Code written by an LLM coding tool rather than typed by an engineer. Not inherently worse, but it skips the same things every time, so it needs a structured production-readiness pass before real money or users touch it.

Last reviewed: byChristof Jori wiki ↗

AI-generated code is code produced by an LLM coding tool (Copilot, Cursor, Claude Code, Lovable, and the rest) instead of typed by hand. The important thing to get straight is that it is not inherently worse than human code. On the happy path it is often cleaner, more idiomatic, and better commented than what a rushed engineer would write at 6pm on a Friday. Treating all AI-generated code as junk is as wrong as treating all of it as production-ready.

The real property worth knowing is that AI-generated code fails the same way every time. An LLM does not have a bad day, a deadline, or a grudge. It has a training distribution and a prompt. So the gaps are systematic, not random: it omits authorization checks the prompt did not mention, it trusts input the prompt did not flag as hostile, it leaves error handling thin because the prompt described the success case. Systematic gaps are good news, because a systematic gap can be closed with a structured checklist instead of hoping a reviewer happens to notice.

Worked example of the difference from a human bug. A tired engineer might forget validation on one endpoint out of twenty, randomly, and a reviewer skims past it. An LLM asked to build twenty endpoints will tend to handle validation the same way on all twenty, so if it is wrong, it is wrong consistently, and a reviewer who knows the pattern catches all twenty at once. The work is not “find the random mistake.” The work is “confirm the systematic decision the model made, and override it where production needs more.” That is a faster, more reliable review than chasing human-style one-off slips.

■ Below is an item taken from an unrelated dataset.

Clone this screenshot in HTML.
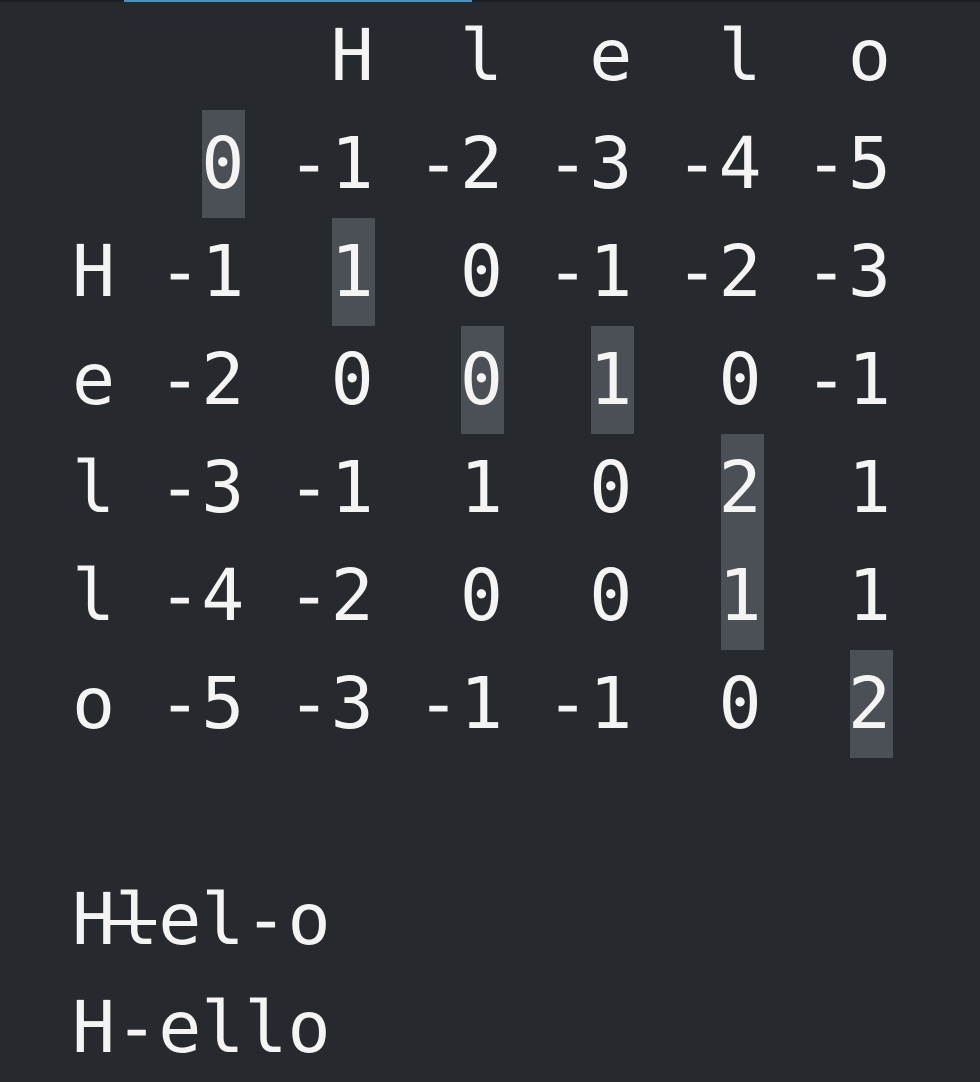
<!DOCTYPE html>
<html><head><style>
html,body{margin:0;padding:0;}
body{width:980px;height:1068px;background:#262a2e;overflow:hidden;position:relative;}
.bar{position:absolute;top:0;left:0;width:980px;height:2px;background:#1d2023;}
.blue{position:absolute;top:0;left:124px;width:348px;height:2px;background:#4b93bb;}
.hl{position:absolute;width:43px;height:108px;background:#4b5056;}
pre{position:absolute;left:72px;top:2px;margin:0;font-family:"DejaVu Sans Mono","Liberation Mono",monospace;font-size:71.6px;line-height:108px;color:#f4f4f4;}
.s{position:relative;}
.s::after{content:"";position:absolute;left:-10px;right:2px;top:50%;height:5px;background:#f4f4f4;}
</style></head><body>
<div class="bar"></div><div class="blue"></div>
<div class="hl" style="left:202px;top:110px"></div>
<div class="hl" style="left:332px;top:218px"></div>
<div class="hl" style="left:461px;top:326px"></div>
<div class="hl" style="left:591px;top:326px"></div>
<div class="hl" style="left:721px;top:434px;height:216px"></div>
<div class="hl" style="left:850px;top:650px"></div>
<pre>      H  l  e  l  o
   0 -1 -2 -3 -4 -5
H -1  1  0 -1 -2 -3
e -2  0  0  1  0 -1
l -3 -1  1  0  2  1
l -4 -2  0  0  1  1
o -5 -3 -1 -1  0  2

H<span class="s">l</span>el-o
H-ello</pre>
</body></html>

The honest trade-off: AI-generated code shifts effort from writing to reviewing, and that only saves time if the review actually happens. Skip the review and you have vibe-coded software with a nicer commit history. The tools make writing nearly free, which tempts teams to skip the one step that was never the bottleneck, the TDD and security pass that catches the systematic gaps. The savings are real only if you spend part of them on the review you no longer think you need.

Wavect treats AI-generated code as a first draft that needs a known, repeatable production-readiness pass before it ships, under Software Quality Assurance. Because the gaps are predictable, the pass is fast: authorization on every endpoint, validation on every input, secrets out of the client, error handling, then a regression suite and a CI/CD gate so the next prompt does not silently reopen a hole. Done this way, AI-generated code is a genuine productivity win rather than a quiet pile of technical debt.

// FAQ

FAQs

Not on the happy path, where it is often cleaner. The difference is that it fails systematically rather than randomly: it skips the same things every time (authorization, validation, secrets, error handling) because the prompt rarely asks for them. Systematic gaps are easier to close than random human slips, but only if you actually run the review.
Yes, more than ever, but a different kind. The work is not hunting random typos, it is confirming the systematic decisions the model made and overriding them where production needs more. Skip the review entirely and you have vibe-coded software: fast to write, expensive to get breached.
AI-generated code is just code an LLM wrote; it can be reviewed and hardened and perfectly safe. Vibe-coded software is the subset where nobody read the security-critical paths. The tool is the same. Whether a human did the production-readiness pass is the whole difference.